How My Anatomy Class Taught Me About God

anatomy

[Editor’s Note: This is a guest post by Maddy Preston. I loved the science aspect of Maddy’s story today. We all need reminders from time to time that our body is wonderfully and beautifully made. Thank you for sharing your story today, Maddy!]

At the end of my senior year of high school, I stepped on the scale and discovered I was about 20 pounds overweight. Frustrated but unsurprised, I decided this needed to change and went on a fad diet, cutting out entire food groups in the hopes of feeling better about myself. While my initial intentions were healthy, the desire to become healthy quickly brought about a desire to be thin, and I launched myself into years of weight fluctuation due to strict dieting followed by periods of binge eating. I deluded myself into thinking that once I reached a certain weight, I would be satisfied, but 2 years later, I started my junior year of college 15 pounds lighter and every bit as insecure as I was when I first started.

I also started the year anxious. Anxious to take what most people consider the hardest class in my major—Human Anatomy. I had heard horror stories from my friends who had already taken it—spending every Friday night in the lab studying for the practical exams, failing tests they had studied so hard for, and passing out in the lab due to the smell of the preservatives and the sight of the cadavers.

But it was in one of my moments of anxiety that the Lord spoke to me. I was in the lab by myself one afternoon, studying the slides I would have to know for the quickly-approaching practical, when something in the atlas stuck out to me. It was about bone tissue, and how it has canals that transport blood vessels through the bones to provide them with nutrients. It hadn’t occurred to me that bones even needed a nutrient supply to begin with, but I realized then that God had designed every detail of my body to work together perfectly.

And I thought to myself, “Wow. God really knew what he was doing when he made me.”

This wasn’t the first time God had tried to tell me this. Over the past few years, he had spoken to me through friends, books, and pastors, trying to tell me this very fact. But I think it was in this moment, sitting alone in the lab, that I finally started to listen. And I kept listening. And he kept speaking. In that class, as well as in the physiology and biochemistry classes I took the following semester, I continued to learn about the biological processes occurring in my body that even the most experienced scientists couldn’t comprehend. My body did not exist for the sake of looking pretty. It was created by God for his glory.

Many times over the course of the year, I called to mind Job 38 and 39, when God responds to Job’s complaints by reminding him, without any sugar-coating, that He knows what He’s doing.

“Where were you when I laid the foundation of the earth? Tell me, if you have understanding,” he says in Job 38:4.

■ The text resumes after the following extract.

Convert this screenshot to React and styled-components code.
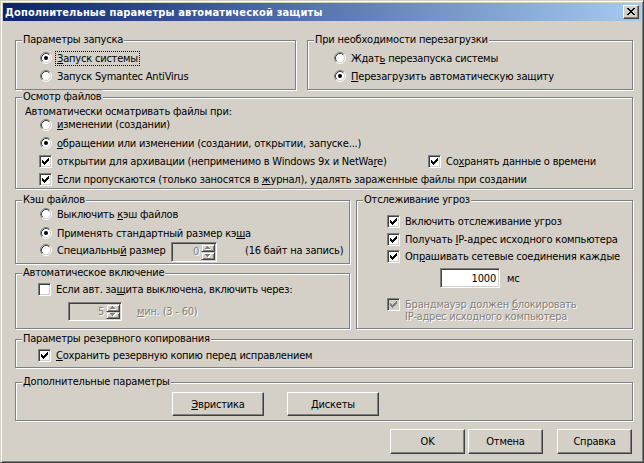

Learning about my body made me realize that I, like Job, have no understanding of the ways of God. Where was I when God laid the foundation of the earth, or even the foundation of my body? Where was I when he designed every intricate, incomprehensible detail of how my body would work? And furthermore, how could I dare to complain about my body and determine its worth by how much it weighed?

My epiphany in the anatomy lab was a far cry from the end of my struggle with food and my body. In fact, at the time I was on another restrictive diet that provided a temporary state of emotional security before deteriorating into a year of overeating, weight gain, and even counseling. But I think God used that temporary emotional security to speak to me during a time He knew I would listen. I would have been so much less likely to accept that message had I been in a season of overeating and self-deprecation.

I’m still a work in progress. There are days when I am tempted to take my eyes off of our indescribable Creator and put them on my appearance, to ignore all he’s taught me. But he is faithful. And he reminds me so frequently of how glorious he is and how futile it is to criticize what he has created and called “very good.”

Maddy Preston is a senior at Wheaton College (IL) majoring in Spanish & Applied Health Science. She is from the northern suburbs of Chicago and enjoys walking the streets of Chicago and exploring its neighborhoods. She loves reading cheesy thrillers, watching NBC comedies, and doing anything & everything with her family.